Too harsh a diagnosis? Let me quote Clymer quoting George Eliot in her novel Daniel Deronda:

Could there be a slenderer, more insignificant thread in human history than this consciousness of a girl, busy with her small inferences of the way in which she could make her life pleasant?—in a time, too, when ideas were with fresh vigor making armies of themselves, and the universal kinship was declaring itself fiercely: when women on the other side of the world would not mourn for the husbands and sons who died bravely in a common cause, and men stinted of bread on our side of the world heard of that willing loss and were patient: a time when the soul of man was waking to pulses which had for centuries been beating in him unfelt, until their full sum made a new life of terror or of joy.

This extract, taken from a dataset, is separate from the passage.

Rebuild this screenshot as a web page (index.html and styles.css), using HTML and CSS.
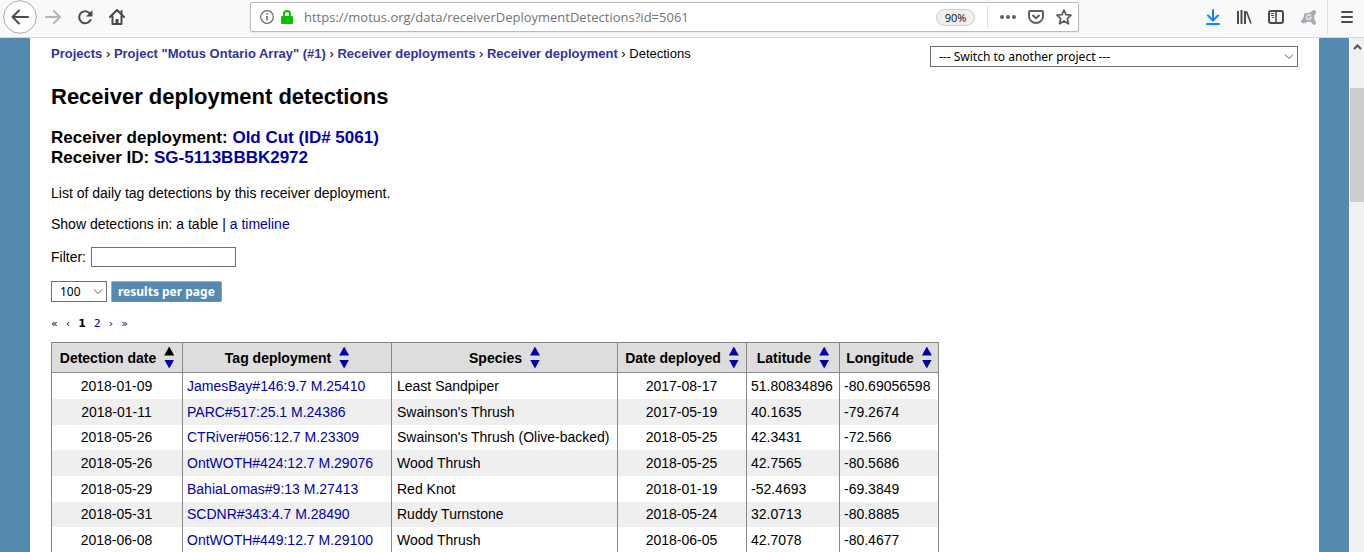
FILE: index.html
```html
<!DOCTYPE html>
<html lang="en">
<head>
<meta charset="utf-8">
<title>Receiver deployment detections</title>
<link rel="stylesheet" href="styles.css">
</head>
<body>
<header class="toolbar">
  <nav class="nav-buttons">
    <button class="icon-button back" aria-label="Back"><svg width="34" height="34" viewBox="0 0 34 34" fill="none"><circle cx="17" cy="17" r="16.3" fill="#fff" stroke="#aaa"/><path d="M25 17H10M16 10.500L9.500 17L16 23.500" stroke="#4a4a4c" stroke-width="2" stroke-linecap="round" stroke-linejoin="round"/></svg></button>
    <button class="icon-button" aria-label="Forward"><svg width="16" height="16" viewBox="0 0 16 16" fill="none" stroke="#b5b5b6" stroke-width="2" stroke-linecap="round" stroke-linejoin="round"><path d="M1 8H14M9 2L15 8L9 14"/></svg></button>
    <button class="icon-button" aria-label="Reload"><svg width="16" height="16" viewBox="0 0 16 16" fill="none" stroke="#4a4a4c" stroke-width="2"><path d="M13.500 5.500A6 6 0 1 0 13.500 11" stroke-linecap="round"/><path d="M15.500 1V7.500H9Z" fill="#4a4a4c" stroke="none"/></svg></button>
    <button class="icon-button" aria-label="Home"><svg width="16" height="16" viewBox="0 0 16 16" fill="none" stroke="#4a4a4c" stroke-width="2" stroke-linecap="round" stroke-linejoin="round"><path d="M1 8L8 1L15 8M3.500 7V15H12.500V7"/><path d="M8 15V10" stroke-width="3" stroke-linecap="butt"/><path d="M12.500 2V5"/></svg></button>
  </nav>
  <div class="address">
    <svg class="info" width="14" height="14" viewBox="0 0 14 14" fill="none" stroke="#69696b"><circle cx="7" cy="7" r="6.300" stroke-width="1.200"/><path d="M7 6V10.500M7 3.200V4.800" stroke-width="1.600"/></svg>
    <svg width="12" height="15" viewBox="0 0 12 15"><path d="M3 7V4A3 3 0 0 1 9 4V7" fill="none" stroke="#12bc00" stroke-width="2"/><rect y="6" width="12" height="8" rx="1" fill="#12bc00"/></svg>
    <input class="url" aria-label="Address" value="https://motus.org/data/receiverDeploymentDetections?id=5061">
    <button class="zoom-level">90%</button>
    <span class="address-divider"></span>
    <button class="icon-button" aria-label="Page actions"><svg width="16" height="16" viewBox="0 0 16 16" fill="#606062"><circle cx="2" cy="8" r="2"/><circle cx="8" cy="8" r="2"/><circle cx="14" cy="8" r="2"/></svg></button>
    <button class="icon-button" aria-label="Save to Pocket"><svg width="16" height="16" viewBox="0 0 16 16" fill="none" stroke="#606062" stroke-width="2" stroke-linecap="round" stroke-linejoin="round"><path d="M2 2H14Q15 2 15 3V7.500A7 6.500 0 0 1 1 7.500V3Q1 2 2 2Z"/><path d="M5 6.500L8 9.300L11 6.500"/></svg></button>
    <button class="icon-button" aria-label="Bookmark"><svg width="16" height="16" viewBox="0 0 16 16" fill="none" stroke="#606062" stroke-width="1.800" stroke-linejoin="round"><path d="M8 1L10 5.700L15 6.200L11.300 9.600L12.400 14.800L8 12L3.600 14.800L4.700 9.600L1 6.200L6 5.700Z"/></svg></button>
  </div>
  <nav class="tool-buttons">
    <button class="icon-button" aria-label="Downloads"><svg width="14" height="16" viewBox="0 0 14 16" fill="none" stroke="#0a84ff" stroke-width="2" stroke-linecap="round" stroke-linejoin="round"><path d="M7 1V11M2 6.500L7 11.500L12 6.500M1 15H13"/></svg></button>
    <button class="icon-button" aria-label="Library"><svg width="16" height="16" viewBox="0 0 16 16" fill="none" stroke="#4a4a4c" stroke-width="2"><path d="M2 2V15M5.500 1V15M9 2V15"/><path d="M10.500 2.500L15 14.500" stroke-width="1.700"/></svg></button>
    <button class="icon-button" aria-label="Sidebars"><svg width="16" height="14" viewBox="0 0 16 14" fill="none" stroke="#4a4a4c"><rect x="1" y="1" width="14" height="12" rx="2" stroke-width="2"/><path d="M8 1V13" stroke-width="1.600"/><path d="M3 3.500H6M3 5.500H6M4 7.500H6"/></svg></button>
    <button class="icon-button" aria-label="Avast extension"><svg width="17" height="17" viewBox="0 0 17 17" fill="#aaa9b5"><path d="M4 4.500Q8 4 11 3Q12 1 14.500 1Q16.500 1.500 16 4Q14 6 14 8Q14 11 16 13Q16.500 15.500 14.500 16Q12.500 15.500 11.500 13.500Q9 12 6 13.500Q4 15 2 14Q0 12.500 2 10.500Q4 9 4 4.500Z"/><path d="M11 6.500Q8 4.500 6.500 7.500Q6 10.500 9 10.500Q11.500 10 11 7.500M9 8V9" fill="none" stroke="#eeeef2" stroke-width="1.200"/></svg></button>
    <span class="toolbar-divider"></span>
    <button class="icon-button" aria-label="Menu"><svg width="12" height="12" viewBox="0 0 12 12" stroke="#4a4a4c" stroke-width="2" stroke-linecap="round"><path d="M1 1H11M1 6H11M1 11H11"/></svg></button>
  </nav>
</header>
<div class="viewport">
  <main class="page">
    <div class="page-top">
      <nav class="breadcrumb"><a href="#">Projects</a> › <a href="#">Project "Motus Ontario Array" (#1)</a> › <a href="#">Receiver deployments</a> › <a href="#">Receiver deployment</a> › Detections</nav>
      <select class="project-select" aria-label="Switch project"><option>--- Switch to another project ---</option></select>
    </div>
    <h1>Receiver deployment detections</h1>
    <h2>Receiver deployment: <a href="#">Old Cut (ID# 5061)</a><br>Receiver ID: <a href="#">SG-5113BBBK2972</a></h2>
    <p>List of daily tag detections by this receiver deployment.</p>
    <p>Show detections in: a table | <a href="#">a timeline</a></p>
    <div class="filter-row"><label for="filter">Filter:</label><input id="filter" type="text"></div>
    <div class="results-row"><select class="count-select" aria-label="Number of results"><option>100</option></select><button class="results-button">results per page</button></div>
    <nav class="pager" aria-label="Pages"><span>«</span><span>‹</span><b>1</b><a href="#">2</a><a href="#">›</a><a href="#">»</a></nav>
    <table class="detections">
      <colgroup><col class="c-date"><col class="c-tag"><col class="c-species"><col class="c-deployed"><col class="c-lat"><col class="c-lon"></colgroup>
      <thead><tr>
        <th><span class="head">Detection date <span class="sort"><a class="up active" href="#" aria-label="Ascending"></a><a class="down" href="#" aria-label="Descending"></a></span></span></th>
        <th><span class="head">Tag deployment <span class="sort"><a class="up" href="#" aria-label="Ascending"></a><a class="down" href="#" aria-label="Descending"></a></span></span></th>
        <th><span class="head">Species <span class="sort"><a class="up" href="#" aria-label="Ascending"></a><a class="down" href="#" aria-label="Descending"></a></span></span></th>
        <th><span class="head">Date deployed <span class="sort"><a class="up" href="#" aria-label="Ascending"></a><a class="down" href="#" aria-label="Descending"></a></span></span></th>
        <th><span class="head">Latitude <span class="sort"><a class="up" href="#" aria-label="Ascending"></a><a class="down" href="#" aria-label="Descending"></a></span></span></th>
        <th><span class="head">Longitude <span class="sort"><a class="up" href="#" aria-label="Ascending"></a><a class="down" href="#" aria-label="Descending"></a></span></span></th>
      </tr></thead>
      <tbody>
        <tr><td>2018-01-09</td><td><a href="#">JamesBay#146:9.7 M.25410</a></td><td>Least Sandpiper</td><td>2017-08-17</td><td>51.80834896</td><td>-80.69056598</td></tr>
        <tr><td>2018-01-11</td><td><a href="#">PARC#517:25.1 M.24386</a></td><td>Swainson's Thrush</td><td>2017-05-19</td><td>40.1635</td><td>-79.2674</td></tr>
        <tr><td>2018-05-26</td><td><a href="#">CTRiver#056:12.7 M.23309</a></td><td>Swainson's Thrush (Olive-backed)</td><td>2018-05-25</td><td>42.3431</td><td>-72.566</td></tr>
        <tr><td>2018-05-26</td><td><a href="#">OntWOTH#424:12.7 M.29076</a></td><td>Wood Thrush</td><td>2018-05-25</td><td>42.7565</td><td>-80.5686</td></tr>
        <tr><td>2018-05-29</td><td><a href="#">BahiaLomas#9:13 M.27413</a></td><td>Red Knot</td><td>2018-01-19</td><td>-52.4693</td><td>-69.3849</td></tr>
        <tr><td>2018-05-31</td><td><a href="#">SCDNR#343:4.7 M.28490</a></td><td>Ruddy Turnstone</td><td>2018-05-24</td><td>32.0713</td><td>-80.8885</td></tr>
        <tr><td>2018-06-08</td><td><a href="#">OntWOTH#449:12.7 M.29100</a></td><td>Wood Thrush</td><td>2018-06-05</td><td>42.7078</td><td>-80.4677</td></tr>
      </tbody>
    </table>
  </main>
  <div class="scrollbar" aria-hidden="true">
    <svg width="14" height="17" viewBox="0 0 14 17" fill="none" stroke="#505050" stroke-width="2"><path d="M4 11L7.500 7.500L11 11"/></svg>
    <div class="thumb"></div>
  </div>
</div>
</body>
</html>
```
FILE: styles.css
```css
* { box-sizing: border-box; }

body {
  margin: 0;
  height: 100vh;
  display: flex;
  flex-direction: column;
  overflow: hidden;
  font-family: "Liberation Sans", Arial, sans-serif;
  font-size: 14px;
  line-height: 16px;
  color: #000;
  background: #fff;
}

a { color: #00a; text-decoration: none; }
button, input, select { font: inherit; margin: 0; }

/* Browser toolbar */
.toolbar {
  display: flex;
  align-items: center;
  flex: none;
  height: 38px;
  padding-bottom: 3px;
  background: #f9f9fa;
  border-bottom: 1px solid #d8d8d9;
}
.icon-button {
  display: flex;
  padding: 0;
  border: 0;
  background: none;
}
.nav-buttons {
  display: flex;
  align-items: center;
  gap: 16px;
  width: 250px;
  padding-left: 3px;
}
.nav-buttons .back { margin-right: -8px; }
.address {
  display: flex;
  align-items: center;
  flex: 1;
  height: 30px;
  padding: 0 6px 0 9px;
  background: #fff;
  border: 1px solid #bbb;
  border-radius: 2px;
  box-shadow: 0 1px 3px #0001;
}
.address .info { margin-right: 7px; }
.url {
  flex: 1;
  min-width: 0;
  padding: 0;
  margin-left: 11px;
  border: 0;
  outline: 0;
  background: none;
  font: 13px/20px "Open Sans", sans-serif;
  color: #737373;
}
.zoom-level {
  width: 39px;
  height: 17px;
  padding: 0;
  border: 1px solid #ccc;
  border-radius: 9px;
  background: #f0f0f1;
  font: 11px/15px "Open Sans", sans-serif;
  color: #0c0c0d;
}
.address-divider {
  width: 1px;
  height: 22px;
  margin: 0 12px;
  background: #ddd;
}
.address .icon-button + .icon-button { margin-left: 12px; }
.tool-buttons {
  display: flex;
  align-items: center;
  justify-content: flex-end;
  gap: 16px;
  width: 285px;
  padding-right: 11px;
}
.toolbar-divider {
  width: 1px;
  height: 34px;
  margin-left: -6px;
  margin-right: -3px;
  background: #ddd;
}

/* Page */
.viewport {
  display: flex;
  flex: 1;
  min-height: 0;
}
.page {
  flex: 1;
  min-width: 0;
  overflow: hidden;
  padding: 8px 21px 0;
  border: solid #558ab0;
  border-width: 0 30px;
}
.page-top {
  display: flex;
  align-items: flex-start;
  justify-content: space-between;
  font-size: 13px;
}
.breadcrumb a { color: #339; font-weight: bold; }

select {
  appearance: none;
  padding: 0 8px;
  border: 1px solid #707070;
  border-radius: 0;
  color: #000;
  font-family: "Noto Sans", sans-serif;
  font-size: 12px;
  background: #fff url("data:image/svg+xml,%3Csvg xmlns='http://www.w3.org/2000/svg' width='10' height='6' fill='none' stroke='%23555'%3E%3Cpath d='M1 .5L5 4.500L9 .5'/%3E%3C/svg%3E") no-repeat right 3px center;
}
.project-select { width: 368px; height: 21px; }

h1 { margin: 17px 0 0; font-size: 22px; line-height: 26px; }
h2 { margin: 18px 0 0; font-size: 17px; line-height: 20px; }
p { margin: 15px 0 0; }
h2 + p { margin-top: 17px; }

.filter-row {
  display: flex;
  align-items: center;
  gap: 5px;
  margin-top: 15px;
}
.filter-row input {
  width: 145px;
  height: 20px;
  border: 1px solid #707070;
}
.results-row {
  display: flex;
  align-items: center;
  gap: 4px;
  margin-top: 14px;
}
.count-select { width: 56px; height: 21px; }
.results-button {
  height: 21px;
  padding: 0 6px;
  border: 1px solid #999;
  border-color: #aaa #999 #888 #aaa;
  border-radius: 2px;
  background: #558ab0;
  color: #fff;
  font: bold 12px/18px "Noto Sans", sans-serif;
}
.pager {
  display: flex;
  gap: 8px;
  margin-top: 14px;
  font: 11px/16px "DejaVu Sans", Verdana, sans-serif;
}

/* Detections table */
.detections {
  width: 888px;
  margin-top: 10px;
  table-layout: fixed;
  border-collapse: collapse;
  border: 1px solid #888;
  border-bottom: 0;
}
.c-date { width: 131px; }
.c-tag { width: 209px; }
.c-species { width: 226px; }
.c-deployed { width: 129px; }
.c-lat { width: 93px; }
.c-lon { width: 99px; }
th, td {
  padding: 0 5px;
  border: 0 solid #888;
  border-left-width: 1px;
  white-space: nowrap;
  text-align: left;
}
td { padding-left: 4px; }
td:nth-child(3) { padding-left: 5px; }
td:nth-child(1), td:nth-child(4) { text-align: center; }
th {
  height: 30px;
  padding: 0 4px;
  border-bottom-width: 1px;
  background: #ddd;
}
.head {
  display: flex;
  align-items: center;
  justify-content: center;
  gap: 8px;
}
.sort {
  display: flex;
  flex-direction: column;
  gap: 4px;
}
.up, .down {
  width: 10px;
  height: 9px;
  background: #00a;
}
.up { clip-path: polygon(50% 0, 100% 100%, 0 100%); }
.down { clip-path: polygon(0 0, 100% 0, 50% 100%); }
.up.active { background: #000; }
tbody tr { height: 26px; }
tbody tr:nth-child(3n) { height: 25px; }
tbody tr:nth-child(even) { background: #efefef; }

/* Scrollbar */
.scrollbar {
  flex: none;
  width: 15px;
  border-left: 1px solid #fff;
  background: #f0f0f0;
}
.scrollbar svg { display: block; }
.thumb {
  height: 114px;
  margin-top: 33px;
  background: #cdcdcd;
}
```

What in the midst of that mighty drama are girls and their blind visions? They are the Yea or Nay of that good for which men are enduring and fighting. In these delicate vessels is borne onward through the ages the treasure of human affections.

Eliot is referring to America and the Civil War. American men were dying in battle by the hundreds of thousands, and yet the good they fought for, she says, was borne from one generation to the next, in “the treasure of human affections,” by such young women as the one she is describing.

Those sentences are incomprehensible now. Had a man written them, he would be condemned as a sexist. The first question we ask is not whether the sentences tell the truth, or whether the role of women is as the preservers of the affections is a good and beautiful one, but whether the sentences advance a political cause. We are what a schoolyard thug is to a quiet kid who wants to read a good book because it stirs his wonder. We bully him out of such reading.

And then we justify our bad behavior by his failure. A librarian gets rid of a good book from long ago, because it hasn’t been checked out in many years. She is not curious about it. Its destination is a sale or a dumpster. Where do you think my copies of Scribner’s have come from?